My father supplemented his professor’s income by having Juno serviced and selling the foals. She never failed to produce, bless her heart. She gave birth to a succession of colts in deep, rich, glossy browns and blacks, and she nursed them with love and patience, watching them grow and urging them on. Her grief when Father sold them was, to me, palpable. I could feel her mourning. I made a special point of sleeping with her on the nights after a colt of hers had been taken away, regardless of how cold it might be in the garage, and she would nuzzle me in her sleep sometimes and the garage would fill for a moment with the resonance of her doleful, motherly voice in its sad whinnying. I knew how she felt. I would have whinnied along with her had I known how.

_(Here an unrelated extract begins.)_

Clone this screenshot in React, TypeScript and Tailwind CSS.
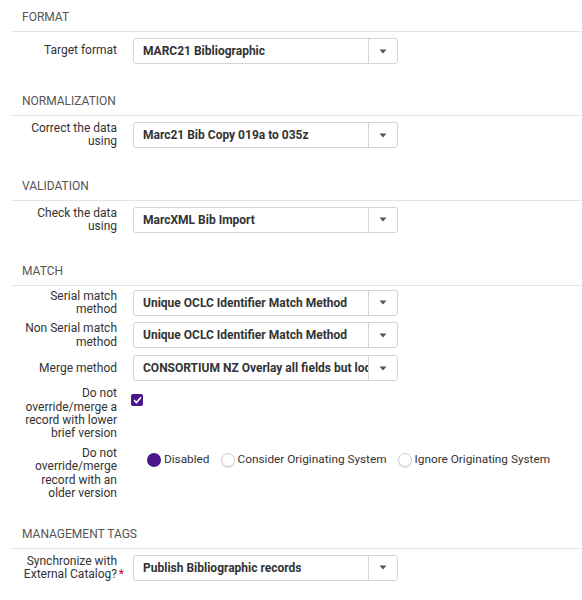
import React from 'react';

const Caret = () => (
  <svg width="8" height="5" viewBox="0 0 8 5" className="block">
    <path d="M0.5 0.5 H7.5 L4 4.5 Z" fill="#555" />
  </svg>
);

const Select = ({ value }: { value: string }) => (
  <div className="flex h-[26px] w-[265px] items-stretch rounded-[3px] border border-[#d5d5d5] bg-white">
    <div className="flex min-w-0 flex-1 items-center overflow-hidden whitespace-nowrap pl-[9px] text-[12px] font-bold text-[#333]">
      {value}
    </div>
    <div className="flex w-[29px] items-center justify-center border-l border-[#d5d5d5]">
      <Caret />
    </div>
  </div>
);

const Section = ({ title, children }: { title: string; children: React.ReactNode }) => (
  <div>
    <div className="ml-[12px] flex h-[32px] items-center border-b border-[#e4e4e4] pl-[10px] pt-[3px] text-[12px] uppercase text-[#555]">
      {title}
    </div>
    <div className="flex flex-col gap-y-[6px] pt-[6px]">{children}</div>
  </div>
);

const Row = ({ label, children }: { label: React.ReactNode; children: React.ReactNode }) => (
  <div className="flex items-start">
    <div className="ml-[20px] flex min-h-[26px] w-[97px] items-center justify-end text-right text-[12px] leading-[13.4px] text-[#333]">
      <span>{label}</span>
    </div>
    <div className="ml-[16px] flex h-[26px] items-center">{children}</div>
  </div>
);

const Radio = ({ checked, label }: { checked?: boolean; label: string }) => (
  <label className="flex items-center gap-[3px] text-[11.8px] text-[#333]">
    {checked ? (
      <span className="block h-[14px] w-[14px] rounded-full bg-[#4a168c]" />
    ) : (
      <span className="block h-[14px] w-[14px] rounded-full border border-[#d0d0d0] bg-white shadow-[0_1px_1px_rgba(0,0,0,0.12)]" />
    )}
    <span>{label}</span>
  </label>
);

export default function App() {
  return (
    <div className="min-h-[600px] w-[582px] bg-white" style={{ fontFamily: 'Roboto, "Liberation Sans", sans-serif' }}>
      <div className="flex flex-col gap-y-[20px]">
        <Section title="Format">
          <Row label="Target format">
            <Select value="MARC21 Bibliographic" />
          </Row>
        </Section>
        <Section title="Normalization">
          <Row label="Correct the data using">
            <Select value="Marc21 Bib Copy 019a to 035z" />
          </Row>
        </Section>
        <Section title="Validation">
          <Row label="Check the data using">
            <Select value="MarcXML Bib Import" />
          </Row>
        </Section>
        <Section title="Match">
          <div className="-mt-[2px]">
            <Row label="Serial match method">
              <Select value="Unique OCLC Identifier Match Method" />
            </Row>
          </div>
          <Row label="Non Serial match method">
            <Select value="Unique OCLC Identifier Match Method" />
          </Row>
          <Row label="Merge method">
            <Select value="CONSORTIUM NZ Overlay all fields but local" />
          </Row>
          <Row label="Do not override/merge a record with lower brief version">
            <span className="-ml-[2px] flex h-[12px] w-[12px] items-center justify-center rounded-[2px] bg-[#4a168c]">
              <svg width="9" height="8" viewBox="0 0 9 8">
                <path d="M1 4.2 L3.4 6.5 L8 1.3" fill="none" stroke="#fff" strokeWidth="1.6" />
              </svg>
            </span>
          </Row>
          <Row label="Do not override/merge record with an older version">
            <div className="ml-[14px] flex items-center gap-[11px]">
              <Radio checked label="Disabled" />
              <Radio label="Consider Originating System" />
              <Radio label="Ignore Originating System" />
            </div>
          </Row>
        </Section>
        <div className="-mt-[4px]">
          <Section title="Management Tags">
            <Row
              label={
                <span className="relative whitespace-nowrap">
                  Synchronize with
                  <br />
                  External Catalog?
                  <span className="absolute -right-[7px] bottom-0 text-[#d0021b]">*</span>
                </span>
              }
            >
              <Select value="Publish Bibliographic records" />
            </Row>
          </Section>
        </div>
      </div>
    </div>
  );
}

When Juno died she wasn’t replaced. My father had taken an early retirement to do research, and the three of us were on a reduced income and couldn’t afford a horse. Father hardly went anywhere anyway, and Mother had undergone two bad falls from Juno. Juno’s body was sold to the recycling plant on the edge of town and I retreated farther into myself and my dreams of wealth. There was no one left in that grim household to love.

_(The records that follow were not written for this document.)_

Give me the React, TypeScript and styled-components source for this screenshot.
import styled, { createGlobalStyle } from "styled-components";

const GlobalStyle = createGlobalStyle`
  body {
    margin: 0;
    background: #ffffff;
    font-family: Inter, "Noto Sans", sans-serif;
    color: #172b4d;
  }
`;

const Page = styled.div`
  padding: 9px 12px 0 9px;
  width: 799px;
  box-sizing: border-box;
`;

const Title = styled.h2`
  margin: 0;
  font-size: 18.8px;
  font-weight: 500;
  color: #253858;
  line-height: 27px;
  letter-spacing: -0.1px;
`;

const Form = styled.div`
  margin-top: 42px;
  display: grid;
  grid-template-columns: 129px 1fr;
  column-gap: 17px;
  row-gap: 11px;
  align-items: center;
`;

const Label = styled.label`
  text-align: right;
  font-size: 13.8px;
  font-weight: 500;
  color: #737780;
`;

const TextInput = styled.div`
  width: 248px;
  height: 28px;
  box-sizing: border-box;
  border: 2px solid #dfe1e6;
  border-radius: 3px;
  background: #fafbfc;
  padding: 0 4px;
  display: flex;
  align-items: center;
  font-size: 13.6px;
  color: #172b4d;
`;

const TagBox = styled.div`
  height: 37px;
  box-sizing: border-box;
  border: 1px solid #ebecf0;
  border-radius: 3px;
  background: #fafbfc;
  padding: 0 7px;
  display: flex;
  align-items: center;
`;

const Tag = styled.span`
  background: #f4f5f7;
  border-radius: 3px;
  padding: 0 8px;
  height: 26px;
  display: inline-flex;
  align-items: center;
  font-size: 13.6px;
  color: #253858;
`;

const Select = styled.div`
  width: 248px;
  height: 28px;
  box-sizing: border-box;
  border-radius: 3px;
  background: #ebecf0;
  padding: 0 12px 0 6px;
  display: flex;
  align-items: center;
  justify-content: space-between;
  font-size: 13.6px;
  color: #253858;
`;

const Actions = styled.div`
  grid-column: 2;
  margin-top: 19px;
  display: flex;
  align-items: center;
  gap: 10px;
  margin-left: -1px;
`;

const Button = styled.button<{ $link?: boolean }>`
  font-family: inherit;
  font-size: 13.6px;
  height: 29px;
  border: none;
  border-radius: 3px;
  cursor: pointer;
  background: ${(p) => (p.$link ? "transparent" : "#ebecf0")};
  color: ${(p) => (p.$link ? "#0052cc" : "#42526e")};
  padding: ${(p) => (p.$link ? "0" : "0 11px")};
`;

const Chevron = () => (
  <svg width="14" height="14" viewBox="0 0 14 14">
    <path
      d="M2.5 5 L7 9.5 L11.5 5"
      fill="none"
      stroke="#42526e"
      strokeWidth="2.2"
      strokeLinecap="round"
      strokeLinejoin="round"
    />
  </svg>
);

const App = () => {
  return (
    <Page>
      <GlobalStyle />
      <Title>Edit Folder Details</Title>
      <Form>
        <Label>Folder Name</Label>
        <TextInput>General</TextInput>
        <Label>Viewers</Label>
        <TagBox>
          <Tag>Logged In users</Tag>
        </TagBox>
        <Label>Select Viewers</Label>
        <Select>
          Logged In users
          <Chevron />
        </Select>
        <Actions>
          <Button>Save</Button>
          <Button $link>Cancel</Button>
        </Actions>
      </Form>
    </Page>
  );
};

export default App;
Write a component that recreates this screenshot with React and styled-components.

I remember my mother coming out to the garage one night when Juno was still alive and I was lying against her flank half-asleep, dreaming already of stock-market quotations and of the killings I would make. Mother was wearing a pink chenille bathrobe. She had a candle in her hand and her face was as puffy as bread dough and her hair wild. “My God!” she said, seeing me. “You fool. That horse could roll on you and kill you. Or kick you to death.”

I opened my eyes and stared at Mother. I could have stood up, easily, and beaten her senseless. Juno wouldn’t hurt me. I stared at Mother and said nothing.

Mother suddenly seemed to weaken and become confused. She put a hand to her forehead, and even in candlelight I could see the blue veins in it and the trembling. She looked at Juno and spoke as if to her. “What’s going to become of me?” she said. Juno was silent. So was I. Mother turned and went back to the house. About a half hour later I got up from the straw and went through our vegetable garden to the living-room window and looked in. There sat Mother on the sofa with her robe open and a drink in her hand, staring at the gray floor of our living room. The study candles were out; my father was in bed. It was about three o’clock in the morning; I could tell that by the stars. In those days we still were allowed electric light until 10 P.M., but it was far later than that. Mother had lit six candles and was sitting there as though hypnotized, the flesh on her cheeks sagging, her breasts exposed, sagging, her arms sagging at her sides. Whenever I hear the phrase “spiritual bankruptcy” I think of Mother sitting there, an empty woman.